Вопросы задавала главный менеджер по персоналу. Разной значимости, но одинаковой неуютности, вопросы упорно укладывались в мозаичную картину рассматриваемого комиссией дела. По совокупности фактов прояснялась общая фабула, в принципе, для каждой из сторон неприглядная, но по мере детализации росла и неоднозначность, которая требовала точной интерпретации. Поскольку дыма без огня не бывает, виделось очевидным, что сейлз-директор компании имел с подчиненной из отдела маркетинга отношения, выходящие за пределы рабочих контактов. Однако можно ли их квалифицировать как интимные? А если да, кто явился инициатором? А если нет, чем объяснить два заявления, почти одновременно поступившие в отдел кадров? Попросту говоря, Дашка обвиняла Топика в домогательстве. Тот обвинял ее в клевете. Кто-то из них лгал. Это понятно. Как понятно и то, что проигравшему будет тут же предложено написать еще одно заявление – об увольнении по собственному желанию.
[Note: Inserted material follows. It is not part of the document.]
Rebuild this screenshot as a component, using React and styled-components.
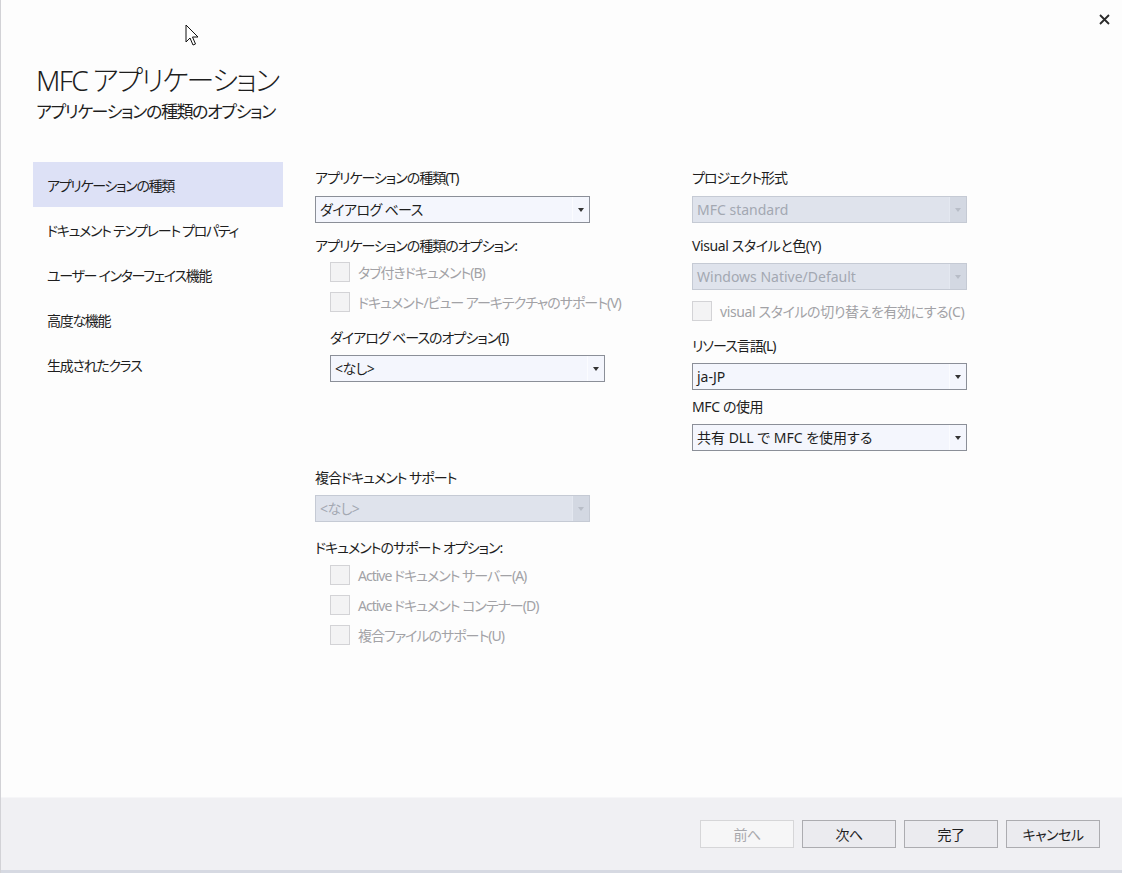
import React from "react";
import styled, { createGlobalStyle } from "styled-components";

const GlobalStyle = createGlobalStyle`
  html, body {
    margin: 0;
    padding: 0;
    background: #fdfdfd;
  }
  * {
    box-sizing: border-box;
  }
`;

const Window = styled.div`
  position: relative;
  width: 1122px;
  height: 873px;
  display: flex;
  flex-direction: column;
  background: #fdfdfd;
  border-left: 1px solid #d2d2d6;
  font-family: "Noto Sans", "Noto Sans CJK JP", sans-serif;
  font-feature-settings: "palt";
  color: #1e1e1e;
`;

const CloseButton = styled.div`
  position: absolute;
  top: 13px;
  right: 11px;
  width: 13px;
  height: 13px;
  display: flex;
  align-items: center;
  justify-content: center;
`;

const Cursor = styled.div`
  position: absolute;
  top: 24px;
  left: 184px;
  width: 16px;
  height: 24px;
`;

const Header = styled.div`
  padding: 61px 0 0 35px;
  display: flex;
  flex-direction: column;
`;

const Title = styled.h1`
  margin: 0;
  font-size: 28px;
  font-weight: 300;
  line-height: 38px;
  letter-spacing: -1.7px;
`;

const Subtitle = styled.div`
  font-size: 17px;
  line-height: 24px;
  margin-top: 1px;
  letter-spacing: -1.4px;
`;

const Body = styled.div`
  flex: 1;
  display: flex;
  padding: 38px 0 0 32px;
`;

const Nav = styled.div`
  width: 250px;
  display: flex;
  flex-direction: column;
`;

const NavItem = styled.div`
  height: 45px;
  display: flex;
  align-items: center;
  padding-left: 14px;
  font-size: 14px;
  letter-spacing: -1.3px;
  background: ${(p) => (p.$active ? "#dde1f6" : "transparent")};
`;

const Form = styled.div`
  display: grid;
  grid-template-columns: 377px 275px;
  margin-left: 32px;
  padding-top: 6px;
`;

const Column = styled.div`
  display: flex;
  flex-direction: column;
`;

const Label = styled.div`
  font-size: 14px;
  line-height: 20px;
  height: 20px;
  white-space: nowrap;
  letter-spacing: ${(p) => (p.$tight ? -0.4 : -1)}px;
  margin-top: ${(p) => p.$mt || 0}px;
  padding-left: ${(p) => p.$indent || 0}px;
`;

const SelectBox = styled.div`
  width: 275px;
  height: 27px;
  display: flex;
  margin-top: ${(p) => p.$mt || 0}px;
  margin-left: ${(p) => p.$indent || 0}px;
  border: 1px solid ${(p) => (p.$disabled ? "#c5cad4" : "#8b8f98")};
  background: ${(p) => (p.$disabled ? "#dfe3ec" : "#f4f6fd")};
  color: ${(p) => (p.$disabled ? "#a3a8b2" : "#1e1e1e")};
`;

const SelectValue = styled.div`
  flex: 1;
  padding-left: 4px;
  font-size: 14px;
  line-height: 25px;
  white-space: nowrap;
  letter-spacing: ${(p) => (p.$latin ? 0 : -0.6)}px;
`;

const SelectArrow = styled.div`
  width: 17px;
  display: flex;
  align-items: center;
  justify-content: center;
  border-left: 1px solid ${(p) => (p.$disabled ? "#e4e8f0" : "#fbfcff")};
  background: ${(p) => (p.$disabled ? "#d3d8e2" : "#f4f6fd")};
  &::after {
    content: "";
    border-left: 3.5px solid transparent;
    border-right: 3.5px solid transparent;
    border-top: 4px solid ${(p) => (p.$disabled ? "#b8bdc7" : "#333")};
  }
`;

const CheckRow = styled.div`
  height: 30px;
  display: flex;
  align-items: center;
  gap: 8px;
  margin-top: ${(p) => p.$mt || 0}px;
  padding-left: ${(p) => p.$indent || 0}px;
  font-size: 14px;
  letter-spacing: ${(p) => (p.$tight ? -0.4 : -1)}px;
  color: #a2a2a6;
  white-space: nowrap;
`;

const CheckBox = styled.span`
  width: 20px;
  height: 20px;
  border: 1px solid #d3d3d6;
  background: #f3f3f4;
  flex-shrink: 0;
`;

const Footer = styled.div`
  height: 76px;
  display: flex;
  align-items: center;
  justify-content: flex-end;
  gap: 8px;
  padding: 0 22px 0 0;
  background: #f0f0f3;
  border-top: 1px solid #f6f6f8;
  border-bottom: 3px solid #d6d9e2;
`;

const Button = styled.div`
  width: 94px;
  height: 28px;
  display: flex;
  align-items: center;
  justify-content: center;
  font-size: 14px;
  letter-spacing: -0.5px;
  border: 1px solid ${(p) => (p.$disabled ? "#d6d6d8" : "#acacb0")};
  background: ${(p) => (p.$disabled ? "#f6f6f7" : "#ebebef")};
  color: ${(p) => (p.$disabled ? "#a8a8ac" : "#1e1e1e")};
`;

const Select = ({ value, disabled, mt, indent, latin }) => (
  <SelectBox $disabled={disabled} $mt={mt} $indent={indent}>
    <SelectValue $latin={latin}>{value}</SelectValue>
    <SelectArrow $disabled={disabled} />
  </SelectBox>
);

const Check = ({ label, mt, indent, tight }) => (
  <CheckRow $mt={mt} $indent={indent} $tight={tight}>
    <CheckBox />
    {label}
  </CheckRow>
);

const navItems = [
  "アプリケーションの種類",
  "ドキュメント テンプレート プロパティ",
  "ユーザー インターフェイス機能",
  "高度な機能",
  "生成されたクラス",
];

const App = () => {
  return (
    <>
      <GlobalStyle />
      <Window>
        <Cursor>
          <svg width="16" height="24" viewBox="0 0 16 24">
            <path
              d="M1 1 L1 18 L5 14 L8 21 L10.5 20 L7.5 13 L13 13 Z"
              fill="#fff"
              stroke="#111"
              strokeWidth="1"
              strokeLinejoin="miter"
            />
          </svg>
        </Cursor>
        <CloseButton>
          <svg width="11" height="11" viewBox="0 0 11 11">
            <path d="M1 1 L10 10 M10 1 L1 10" stroke="#2a2a2a" strokeWidth="1.8" />
          </svg>
        </CloseButton>
        <Header>
          <Title>MFC アプリケーション</Title>
          <Subtitle>アプリケーションの種類のオプション</Subtitle>
        </Header>
        <Body>
          <Nav>
            {navItems.map((item, i) => (
              <NavItem key={item} $active={i === 0}>
                {item}
              </NavItem>
            ))}
          </Nav>
          <Form>
            <Column>
              <Label>アプリケーションの種類(T)</Label>
              <Select value="ダイアログ ベース" mt={8} />
              <Label $mt={13}>アプリケーションの種類のオプション:</Label>
              <Check label="タブ付きドキュメント(B)" mt={1} indent={15} />
              <Check label="ドキュメント/ビュー アーキテクチャのサポート(V)" indent={15} />
              <Label $mt={11} $indent={15}>ダイアログ ベースのオプション(I)</Label>
              <Select value="<なし>" mt={7} indent={15} />
              <Label $mt={86}>複合ドキュメント サポート</Label>
              <Select value="<なし>" disabled mt={7} />
              <Label $mt={16}>ドキュメントのサポート オプション:</Label>
              <Check label="Active ドキュメント サーバー(A)" mt={2} indent={15} />
              <Check label="Active ドキュメント コンテナー(D)" indent={15} />
              <Check label="複合ファイルのサポート(U)" indent={15} />
            </Column>
            <Column>
              <Label>プロジェクト形式</Label>
              <Select value="MFC standard" disabled latin mt={8} />
              <Label $mt={13} $tight>Visual スタイルと色(Y)</Label>
              <Select value="Windows Native/Default" disabled latin mt={7} />
              <Check label="visual スタイルの切り替えを有効にする(C)" mt={6} tight />
              <Label $mt={10}>リソース言語(L)</Label>
              <Select value="ja-JP" latin mt={7} />
              <Label $mt={7} $tight>MFC の使用</Label>
              <Select value="共有 DLL で MFC を使用する" latin mt={7} />
            </Column>
          </Form>
        </Body>
        <Footer>
          <Button $disabled>前へ</Button>
          <Button>次へ</Button>
          <Button>完了</Button>
          <Button>キャンセル</Button>
        </Footer>
      </Window>
    </>
  );
};

export default App;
В конце концов, все сводилось к единственной точке, камню преткновения, гордиеву узлу, откуда уже следовали высокоэтичные оргвыводы. Все сводилось к свидетелю. Все сводилось ко мне.
И вот кадровичка задала главный вопрос. Все притихли. Я поднялась. Тело отсутствовало. Язык склеился с глоткой. Знакомые головы повернулись, наставили скабрезное любопытство, нацелили сочувствующие, мерзкие глазки.
– Нет… – выдавила я.
По залу пронесся тревожный шелест. Дамы в президиуме улыбчиво закивали.
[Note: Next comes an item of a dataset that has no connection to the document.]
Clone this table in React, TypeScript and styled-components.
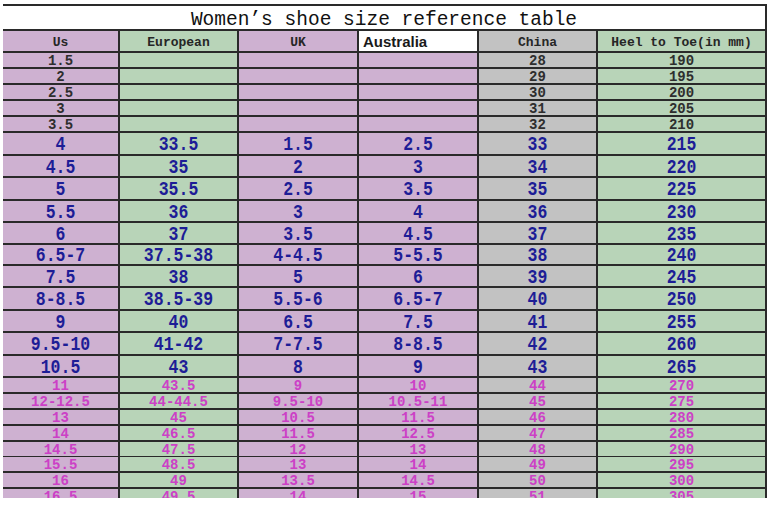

– Вы уверены? – переспросила кадровичка.
– Да. То есть, в смысле, что нет.
– Так да или нет? Выражайтесь точнее. От вашего ответа зависит решение этической комиссии.
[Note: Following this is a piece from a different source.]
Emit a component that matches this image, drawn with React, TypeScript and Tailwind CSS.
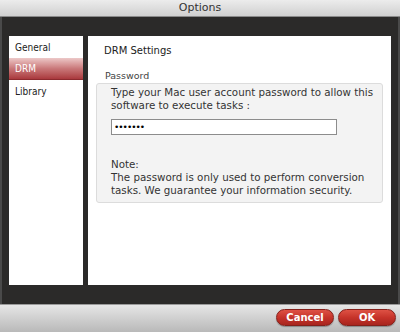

Они оглянулись. Одновременно. Дашка и Топик.
– Нет. Я не видела ничего. Ничего. Никакими фактами, доказывающими интимную связь, я не располагаю. Прошу меня извинить.
Что тут началось! Охи, ахи, выкрики, пререкания, глухие стоны, звонкий шлепет аплодисментов. Я не стала дожидаться развязки и пробкой выскочила из зала, дрожа и пылая в дурманящей лихорадке.
Дашка позвонила, когда я успела отъехать. Неслась в плотном потоке и не могла отвлекаться, чтоб в сумочке рыться. Но дело, конечно, не в этом. А она все звонила. Я чувствовала, это она. Разговора не избежать. Так лучше уж сразу. И лучше – по телефону.
– Прости, – сказала я в трубку.
– Ну, знаешь, подруга… Такой подляны от тебя я не ожидала.
– Прости… – повторила я, леденея. – Ничего личного. Только бизнес…
А на следующий день меня опять вызвал Топик. Во все тот же кабинет сейлз-директора. Я опять шла по коридору. В корпорации все было по-прежнему. Не считая отдела маркетинга, где один, знакомый мне стол, пустовал.
Постучалась, вошла. Топик полулежал в своем кресле, вполоборота к двери, отрешенно глядя в окно. Бросилось в глаза, что в его прическе, как всегда – волосик к волосику, серебрятся штришки неожиданной седины.
– Я всегда знал, что ты – лучший сотрудник, – произнес он в пространство.
– Нет задачи трудней, чем доказывать очевидное.
Топик искоса на меня взглянул.
– Надо сказать, у тебя получилось блестяще.
– Просто я всегда соблюдаю корпоративные правила.
Крутнувшись, он остановился напротив. Посмотрел долгим сощуренным взглядом. Усмехнулся. Выдвинул ящик стола и что-то шлепнул передо мной.